The power of conversation
“We walk through the museum with our subjects and record their oral histories on camera,” Nicholson says. “They tell us why they connect with an object in the exhibit.”
Nicholson says her project has given her a fuller picture of the cultural divisions during the war and beyond. “We’re looking at the historical, systemic and social tensions within the Japanese American community at that time,” she explains.
People of Japanese descent who were incarcerated during World War II were often divided into two categories, Nicholson says: The “no-no boys” were those who refused to sign loyalty oaths to the United States; many of them were segregated from other incarcerees, separated from their families and forced to live in different camps. The “yes-yeses” signed the loyalty oaths. The oaths themselves created divisions within the Japanese American community which, Nicholson surmises, had unintended consequences for generations to come.
In addition to opening her eyes to the untold stories of incarceration and war, the interview process has also encouraged Nicholson to reflect on her own lived experiences and identity.
“My conversations with participants taught me how to listen, and showed me how my perspective on belonging, community and culture are fluid and ever-changing, just like theirs,” she says. “I find this method of education and storytelling can be applied and adapted for a number of groups, causes and cultures. I’m realistic that these changes do not happen overnight, but the conversations help lay the foundation of seeing each other as people.”

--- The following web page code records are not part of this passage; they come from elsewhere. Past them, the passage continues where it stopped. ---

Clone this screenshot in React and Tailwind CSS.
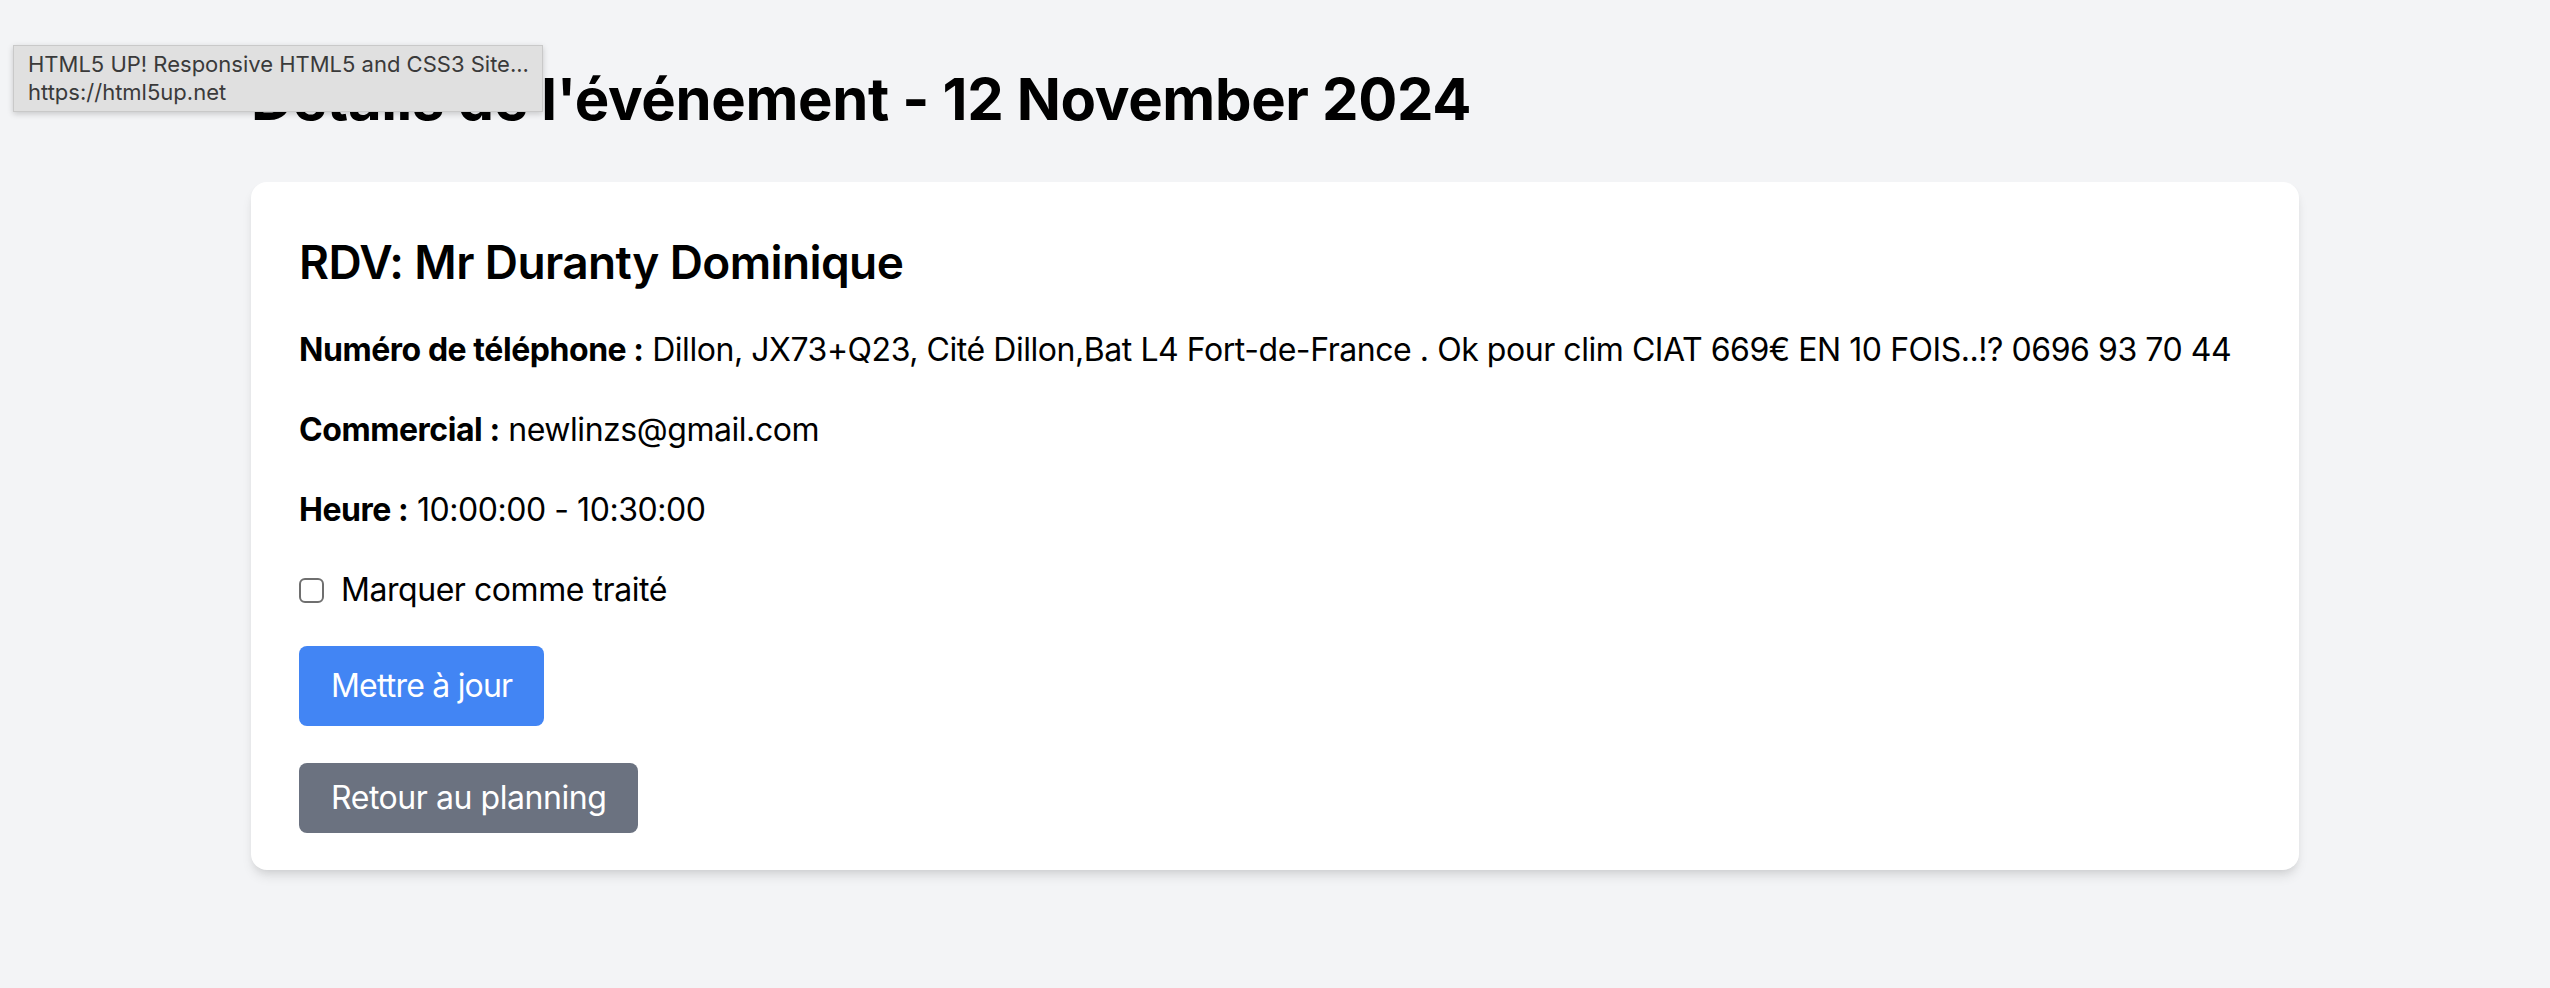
export default function App() {
  return (
    <div className="relative min-h-screen bg-[#f3f4f6] font-['Inter','Liberation_Sans',sans-serif] text-black tracking-[-0.028em]">
      <div className="absolute left-[13px] top-[45px] w-[530px] h-[67px] bg-[#e0e0e0] border border-[#c9c9c9] shadow-[0_2px_6px_rgba(0,0,0,0.18)] px-[14px] pt-[4px] text-[22px] leading-[28px] tracking-normal text-[#3a3a3a] z-10 whitespace-nowrap overflow-hidden">
        <div>HTML5 UP! Responsive HTML5 and CSS3 Site...</div>
        <div>https://html5up.net</div>
      </div>
      <div className="mx-auto w-[2048px] pt-[63px]">
        <h1 className="text-[58px] leading-[72px] font-bold mb-[47px] tracking-[-0.006em]">Détails de l'événement - 12 November 2024</h1>
        <div className="bg-white rounded-[16px] shadow-[0_8px_12px_-2px_rgba(0,0,0,0.1),0_4px_8px_-4px_rgba(0,0,0,0.1)] px-[48px] pt-[48px] pb-[37px]">
          <h2 className="text-[46px] leading-[64px] font-semibold mb-[32px] tracking-[-0.013em]">RDV: Mr Duranty Dominique</h2>
          <p className="text-[32px] leading-[48px] mb-[32px] whitespace-nowrap">
            <strong className="font-bold">Numéro de téléphone :</strong> Dillon, JX73+Q23, Cité Dillon,Bat L4 Fort-de-France . Ok pour clim CIAT 669€ EN 10 FOIS..!? 0696 93 70 44
          </p>
          <p className="text-[32px] leading-[48px] mb-[32px]">
            <strong className="font-bold">Commercial :</strong> newlinzs@gmail.com
          </p>
          <p className="text-[32px] leading-[48px] mb-[32px]">
            <strong className="font-bold">Heure :</strong> 10:00:00 - 10:30:00
          </p>
          <label className="flex items-center h-[48px] mb-[32px] text-[32px] leading-[48px]">
            <span className="w-[25px] h-[25px] border-2 border-[#6f6f6f] rounded-[6px] bg-white mr-[17px] shrink-0"></span>
            Marquer comme traité
          </label>
          <button className="flex items-center h-[80px] px-[32px] bg-[#4285f4] text-white rounded-[8px] text-[32px] tracking-[-0.025em]">Mettre à jour</button>
          <div className="mt-[37px]">
            <a className="inline-flex items-center h-[70px] px-[32px] bg-[#6b7280] text-white rounded-[8px] text-[32px]">Retour au planning</a>
          </div>
        </div>
      </div>
    </div>
  );
}
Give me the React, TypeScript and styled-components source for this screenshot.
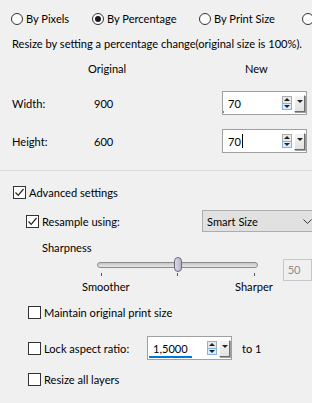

In a perfect world, she believes applied anthropology could lead to increased empathy and potential systemic change. She’s hopeful that with the help of the Strauss Foundation scholarship, she and Faas can capture conversations with community members that will inspire people to learn and grow.
“People are often so fast to judge history and others’ lived experiences,” she reflects. “I started [this project] feeling like I didn’t know anything, and now it feels like anything I do will help me learn something and grow as a person. There’s so much that can be shared, internalized and learned even in one conversation.”